Task brief. Leave out the pictures and copy every record exactly.

Extracted data.
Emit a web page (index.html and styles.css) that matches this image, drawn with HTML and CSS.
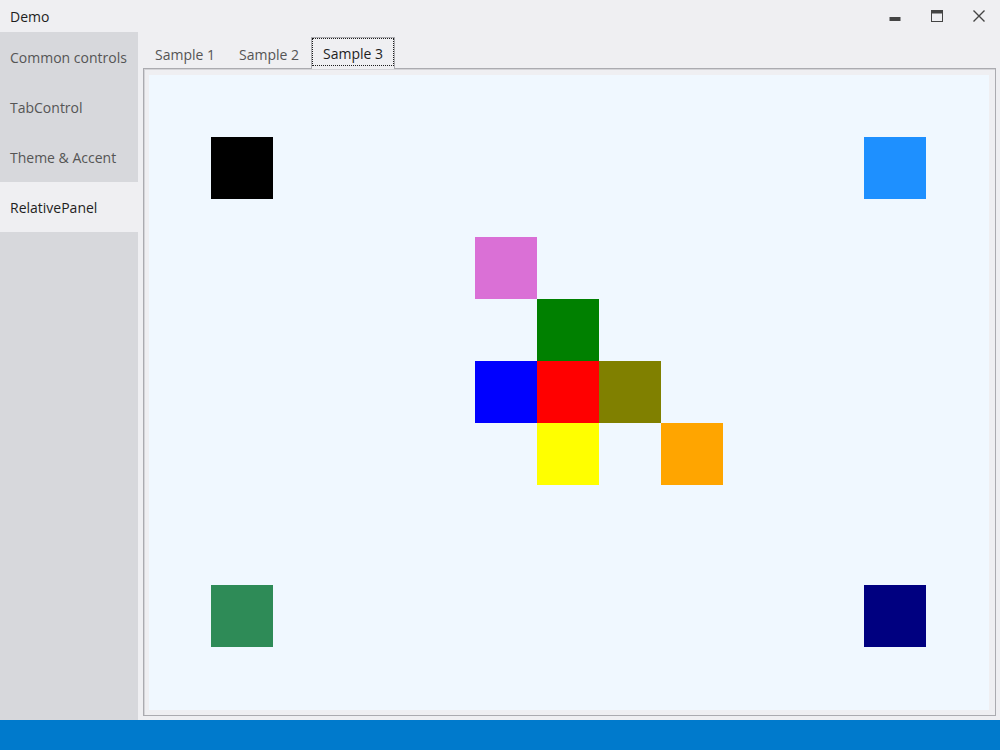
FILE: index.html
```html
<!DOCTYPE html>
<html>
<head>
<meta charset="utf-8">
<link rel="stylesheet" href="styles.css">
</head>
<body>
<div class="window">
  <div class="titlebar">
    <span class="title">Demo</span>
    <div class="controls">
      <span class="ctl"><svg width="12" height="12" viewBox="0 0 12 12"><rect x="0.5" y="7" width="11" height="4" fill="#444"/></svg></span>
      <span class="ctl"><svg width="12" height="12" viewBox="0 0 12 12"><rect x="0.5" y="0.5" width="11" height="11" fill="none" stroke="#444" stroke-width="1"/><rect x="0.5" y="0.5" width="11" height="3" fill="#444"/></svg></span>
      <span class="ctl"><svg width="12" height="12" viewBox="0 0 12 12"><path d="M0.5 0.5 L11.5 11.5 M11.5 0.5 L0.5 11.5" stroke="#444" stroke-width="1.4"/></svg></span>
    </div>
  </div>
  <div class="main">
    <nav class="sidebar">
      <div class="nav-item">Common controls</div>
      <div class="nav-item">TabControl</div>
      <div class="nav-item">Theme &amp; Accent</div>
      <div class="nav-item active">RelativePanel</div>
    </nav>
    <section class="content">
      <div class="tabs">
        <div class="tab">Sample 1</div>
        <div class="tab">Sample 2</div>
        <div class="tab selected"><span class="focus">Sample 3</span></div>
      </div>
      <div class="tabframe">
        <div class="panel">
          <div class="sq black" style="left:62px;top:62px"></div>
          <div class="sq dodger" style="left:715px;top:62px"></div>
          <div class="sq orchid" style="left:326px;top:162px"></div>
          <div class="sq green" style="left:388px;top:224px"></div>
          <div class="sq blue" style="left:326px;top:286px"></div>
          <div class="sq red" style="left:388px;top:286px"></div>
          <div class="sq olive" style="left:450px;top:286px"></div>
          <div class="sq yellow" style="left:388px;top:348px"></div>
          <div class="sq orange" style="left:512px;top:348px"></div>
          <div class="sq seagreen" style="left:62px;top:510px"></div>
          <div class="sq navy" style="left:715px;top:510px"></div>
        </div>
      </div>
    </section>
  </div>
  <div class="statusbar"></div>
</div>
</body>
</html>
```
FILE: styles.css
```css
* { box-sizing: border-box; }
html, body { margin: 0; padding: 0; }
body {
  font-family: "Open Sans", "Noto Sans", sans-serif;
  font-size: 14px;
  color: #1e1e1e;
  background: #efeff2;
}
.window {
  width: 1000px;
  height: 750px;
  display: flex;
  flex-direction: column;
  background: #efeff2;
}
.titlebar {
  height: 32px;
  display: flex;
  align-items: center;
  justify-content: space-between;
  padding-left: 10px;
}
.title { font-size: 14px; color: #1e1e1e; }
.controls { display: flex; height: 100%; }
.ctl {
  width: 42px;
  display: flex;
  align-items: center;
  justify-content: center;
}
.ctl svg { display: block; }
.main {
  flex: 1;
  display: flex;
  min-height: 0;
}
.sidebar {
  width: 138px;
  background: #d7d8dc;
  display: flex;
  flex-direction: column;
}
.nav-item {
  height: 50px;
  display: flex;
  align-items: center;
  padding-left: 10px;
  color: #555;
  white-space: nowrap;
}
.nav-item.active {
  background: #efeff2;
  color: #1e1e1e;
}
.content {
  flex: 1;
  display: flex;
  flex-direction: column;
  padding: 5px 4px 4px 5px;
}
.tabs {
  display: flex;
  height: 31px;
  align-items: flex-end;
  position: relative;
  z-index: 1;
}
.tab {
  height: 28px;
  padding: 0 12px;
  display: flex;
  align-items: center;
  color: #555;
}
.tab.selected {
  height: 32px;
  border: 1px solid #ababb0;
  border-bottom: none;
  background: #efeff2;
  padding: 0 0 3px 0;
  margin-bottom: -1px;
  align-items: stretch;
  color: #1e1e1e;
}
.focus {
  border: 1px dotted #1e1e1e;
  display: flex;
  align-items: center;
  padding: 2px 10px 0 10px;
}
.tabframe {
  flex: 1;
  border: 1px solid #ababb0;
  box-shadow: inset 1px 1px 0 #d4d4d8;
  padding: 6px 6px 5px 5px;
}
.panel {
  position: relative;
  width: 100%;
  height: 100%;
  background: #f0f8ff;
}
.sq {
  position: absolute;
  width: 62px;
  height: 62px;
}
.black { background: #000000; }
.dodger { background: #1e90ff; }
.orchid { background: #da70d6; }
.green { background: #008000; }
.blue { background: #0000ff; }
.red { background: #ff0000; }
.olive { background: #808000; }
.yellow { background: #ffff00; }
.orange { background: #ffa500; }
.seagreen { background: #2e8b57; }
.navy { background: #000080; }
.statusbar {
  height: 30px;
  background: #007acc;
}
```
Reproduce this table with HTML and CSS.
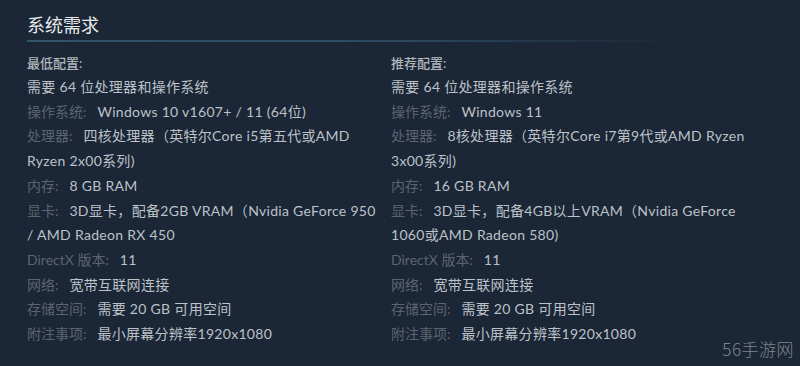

Full output.
Emit a web page (index.html and styles.css) that matches this image, drawn with HTML and CSS.
FILE: index.html
```html
<!DOCTYPE html>
<html>
<head>
<meta charset="utf-8">
<link rel="stylesheet" href="styles.css">
</head>
<body>
<div class="window">
  <div class="titlebar">
    <span class="title">Demo</span>
    <div class="controls">
      <span class="ctl"><svg width="12" height="12" viewBox="0 0 12 12"><rect x="0.5" y="7" width="11" height="4" fill="#444"/></svg></span>
      <span class="ctl"><svg width="12" height="12" viewBox="0 0 12 12"><rect x="0.5" y="0.5" width="11" height="11" fill="none" stroke="#444" stroke-width="1"/><rect x="0.5" y="0.5" width="11" height="3" fill="#444"/></svg></span>
      <span class="ctl"><svg width="12" height="12" viewBox="0 0 12 12"><path d="M0.5 0.5 L11.5 11.5 M11.5 0.5 L0.5 11.5" stroke="#444" stroke-width="1.4"/></svg></span>
    </div>
  </div>
  <div class="main">
    <nav class="sidebar">
      <div class="nav-item">Common controls</div>
      <div class="nav-item">TabControl</div>
      <div class="nav-item">Theme &amp; Accent</div>
      <div class="nav-item active">RelativePanel</div>
    </nav>
    <section class="content">
      <div class="tabs">
        <div class="tab">Sample 1</div>
        <div class="tab">Sample 2</div>
        <div class="tab selected"><span class="focus">Sample 3</span></div>
      </div>
      <div class="tabframe">
        <div class="panel">
          <div class="sq black" style="left:62px;top:62px"></div>
          <div class="sq dodger" style="left:715px;top:62px"></div>
          <div class="sq orchid" style="left:326px;top:162px"></div>
          <div class="sq green" style="left:388px;top:224px"></div>
          <div class="sq blue" style="left:326px;top:286px"></div>
          <div class="sq red" style="left:388px;top:286px"></div>
          <div class="sq olive" style="left:450px;top:286px"></div>
          <div class="sq yellow" style="left:388px;top:348px"></div>
          <div class="sq orange" style="left:512px;top:348px"></div>
          <div class="sq seagreen" style="left:62px;top:510px"></div>
          <div class="sq navy" style="left:715px;top:510px"></div>
        </div>
      </div>
    </section>
  </div>
  <div class="statusbar"></div>
</div>
</body>
</html>
```
FILE: styles.css
```css
* { box-sizing: border-box; }
html, body { margin: 0; padding: 0; }
body {
  font-family: "Open Sans", "Noto Sans", sans-serif;
  font-size: 14px;
  color: #1e1e1e;
  background: #efeff2;
}
.window {
  width: 1000px;
  height: 750px;
  display: flex;
  flex-direction: column;
  background: #efeff2;
}
.titlebar {
  height: 32px;
  display: flex;
  align-items: center;
  justify-content: space-between;
  padding-left: 10px;
}
.title { font-size: 14px; color: #1e1e1e; }
.controls { display: flex; height: 100%; }
.ctl {
  width: 42px;
  display: flex;
  align-items: center;
  justify-content: center;
}
.ctl svg { display: block; }
.main {
  flex: 1;
  display: flex;
  min-height: 0;
}
.sidebar {
  width: 138px;
  background: #d7d8dc;
  display: flex;
  flex-direction: column;
}
.nav-item {
  height: 50px;
  display: flex;
  align-items: center;
  padding-left: 10px;
  color: #555;
  white-space: nowrap;
}
.nav-item.active {
  background: #efeff2;
  color: #1e1e1e;
}
.content {
  flex: 1;
  display: flex;
  flex-direction: column;
  padding: 5px 4px 4px 5px;
}
.tabs {
  display: flex;
  height: 31px;
  align-items: flex-end;
  position: relative;
  z-index: 1;
}
.tab {
  height: 28px;
  padding: 0 12px;
  display: flex;
  align-items: center;
  color: #555;
}
.tab.selected {
  height: 32px;
  border: 1px solid #ababb0;
  border-bottom: none;
  background: #efeff2;
  padding: 0 0 3px 0;
  margin-bottom: -1px;
  align-items: stretch;
  color: #1e1e1e;
}
.focus {
  border: 1px dotted #1e1e1e;
  display: flex;
  align-items: center;
  padding: 2px 10px 0 10px;
}
.tabframe {
  flex: 1;
  border: 1px solid #ababb0;
  box-shadow: inset 1px 1px 0 #d4d4d8;
  padding: 6px 6px 5px 5px;
}
.panel {
  position: relative;
  width: 100%;
  height: 100%;
  background: #f0f8ff;
}
.sq {
  position: absolute;
  width: 62px;
  height: 62px;
}
.black { background: #000000; }
.dodger { background: #1e90ff; }
.orchid { background: #da70d6; }
.green { background: #008000; }
.blue { background: #0000ff; }
.red { background: #ff0000; }
.olive { background: #808000; }
.yellow { background: #ffff00; }
.orange { background: #ffa500; }
.seagreen { background: #2e8b57; }
.navy { background: #000080; }
.statusbar {
  height: 30px;
  background: #007acc;
}
```
Reproduce this table with HTML and CSS.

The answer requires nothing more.